Speech Trainer is a machine learning based software application that provides users feedback scores to improve their presentation skills. I researched several TED talk videos and noticed that verbal delivery and body language are very important to make a presentation effective. From this, I was able to come up with six presentation qualities that I evaluated in each video. These presentation qualities are: posture, not saying filler words (such as like, um, so basically), talking speed, clarity of the words spoken, pause quality (the number and length of the pauses), and the frequency of the pause. For the posture, I stored the locations of facial landmarks such as (nose, right eye, left eye, mouth, and chin) in a frame every 100ms. Then I collected 30-second clips of longer TED talk videos and ran those videos on each of the presentation qualities. Then I created a machine learning model that will predict the user's score in each of the categories given data for each of the 6 presentation qualities. Then I created a website that evaluates and scores a user video on the presentation qualities. The prototype was correctly able to analyze the video on each of the six presentation qualities. However, the score that the machine learning produced for some of the presentation qualities was not accurate.

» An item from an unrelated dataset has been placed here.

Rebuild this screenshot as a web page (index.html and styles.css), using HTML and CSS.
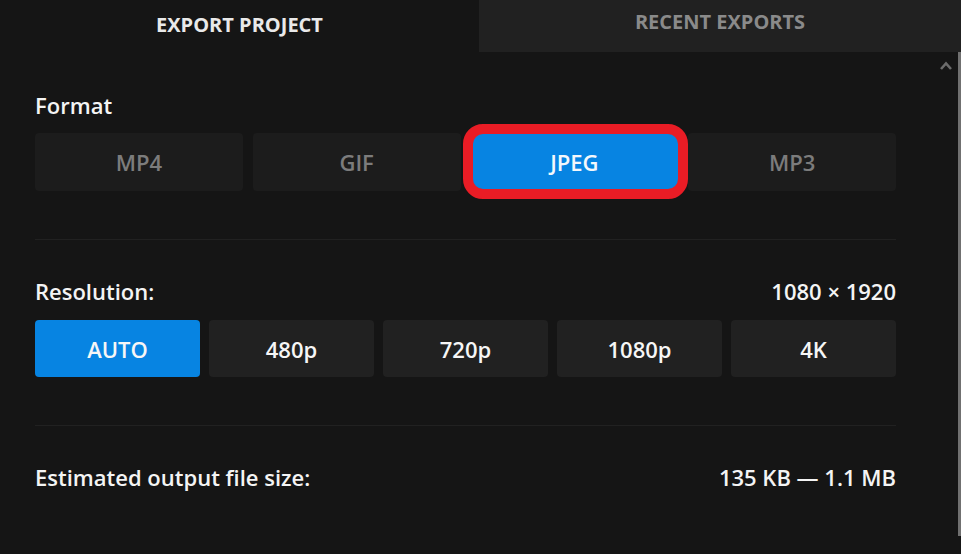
FILE: index.html
```html
<!DOCTYPE html>
<html lang="en">
<head>
<meta charset="utf-8">
<title>Export Project</title>
<link rel="stylesheet" href="styles.css">
</head>
<body>
<div class="panel">
  <div class="tabs">
    <div class="tab tab-active">EXPORT PROJECT</div>
    <div class="tab tab-inactive">RECENT EXPORTS</div>
  </div>
  <div class="body">
    <div class="content">
      <section class="section section-format">
        <div class="label">Format</div>
        <div class="format-grid">
          <div class="fbtn">MP4</div>
          <div class="fbtn">GIF</div>
          <div class="fbtn fbtn-active highlighted">JPEG</div>
          <div class="fbtn">MP3</div>
        </div>
      </section>
      <div class="divider"></div>
      <section class="section">
        <div class="row">
          <div class="label">Resolution:</div>
          <div class="value">1080 × 1920</div>
        </div>
        <div class="res-grid">
          <div class="rbtn rbtn-active">AUTO</div>
          <div class="rbtn">480p</div>
          <div class="rbtn">720p</div>
          <div class="rbtn">1080p</div>
          <div class="rbtn">4K</div>
        </div>
      </section>
      <div class="divider"></div>
      <section class="section">
        <div class="row">
          <div class="label">Estimated output file size:</div>
          <div class="value">135 KB — 1.1 MB</div>
        </div>
      </section>
    </div>
    <div class="scroll">
      <svg class="scroll-arrow" width="12" height="9" viewBox="0 0 12 9"><path d="M1 8 L6 2.5 L11 8" fill="none" stroke="#6b6b6b" stroke-width="2.6"/></svg>
      <div class="scroll-thumb"></div>
    </div>
  </div>
</div>
</body>
</html>
```
FILE: styles.css
```css
* { box-sizing: border-box; }
html, body {
  margin: 0;
  padding: 0;
  background: #151515;
}
body {
  font-family: "Open Sans", "Noto Sans", sans-serif;
  color: #f2f2f2;
  width: 961px;
  height: 554px;
  overflow: hidden;
}
.panel {
  display: flex;
  flex-direction: column;
  height: 554px;
}
.tabs {
  display: flex;
  height: 52px;
}
.tab {
  display: flex;
  align-items: center;
  justify-content: center;
  font-weight: 700;
  font-size: 20px;
}
.tab-active {
  width: 479px;
  background: #151515;
  color: #e9e9e9;
  padding-bottom: 4px;
}
.tab-inactive {
  flex: 1;
  background: #212121;
  color: #8a8a8a;
  padding-bottom: 10px;
}
.body {
  flex: 1;
  display: flex;
}
.content {
  flex: 1;
  padding: 39px 41px 0 35px;
}
.label, .value {
  font-size: 22px;
  font-weight: 600;
  line-height: 28px;
  color: #f4f4f4;
}
.row {
  display: flex;
  justify-content: space-between;
  align-items: center;
}
.format-grid {
  display: grid;
  grid-template-columns: repeat(4, 1fr);
  column-gap: 10px;
  margin-top: 14px;
}
.fbtn {
  height: 58px;
  border-radius: 4px;
  background: #1c1c1c;
  color: #7c7c7c;
  font-size: 22px;
  font-weight: 600;
  display: flex;
  align-items: center;
  justify-content: center;
}
.fbtn-active {
  background: #0784e2;
  color: #f4f8fc;
}
.highlighted {
  position: relative;
}
.highlighted::after {
  content: "";
  position: absolute;
  top: -9px;
  left: -8px;
  right: -10px;
  bottom: -8px;
  border: 10px solid #e91c25;
  border-radius: 20px;
}
.divider {
  height: 1px;
  background: #212121;
  margin: 48px 0 37px;
}
.res-grid {
  display: grid;
  grid-template-columns: repeat(5, 1fr);
  column-gap: 9px;
  margin-top: 15px;
}
.rbtn {
  height: 57px;
  border-radius: 4px;
  background: #212121;
  color: #f6f6f6;
  font-size: 22px;
  font-weight: 600;
  display: flex;
  align-items: center;
  justify-content: center;
}
.rbtn-active {
  background: #0784e2;
}
.scroll {
  width: 24px;
  display: flex;
  justify-content: space-between;
  padding-bottom: 18px;
}
.scroll-arrow {
  margin-top: 9px;
  margin-left: 3px;
}
.scroll-thumb {
  width: 3px;
  background: #707070;
}
```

I will try to improve the score's accuracy by collecting more data and doing more research on machine learning algorithms.

Implementation

I started off by identify the six presentation qualities that I am going to score for each video. These six are: posture (movement of facial landmarks), filler words (um, basically, right so), talking speeds, pause quality (length of pauses and count), frequency of pauses, and confidence. I wrote 3 python functions that can evaluate any user video on the 6 presentation qualities. I collected 30 second clips of TED talks and other prominent speakers. I ran all the python functions on each of the video clips. I stored all the data in a database. For each video clip I assigned it a score from 1 - 10 in each of the 6 presentation qualities. From that I was able to create a machine learning model that can predict the presentation quality scores for any headshot video given the data for it.

project architecture

Technologies Used

Sciecne Fair Partcipation

Participated in the Alameda County Science and Engineering Fair (ACSEF) and won second place.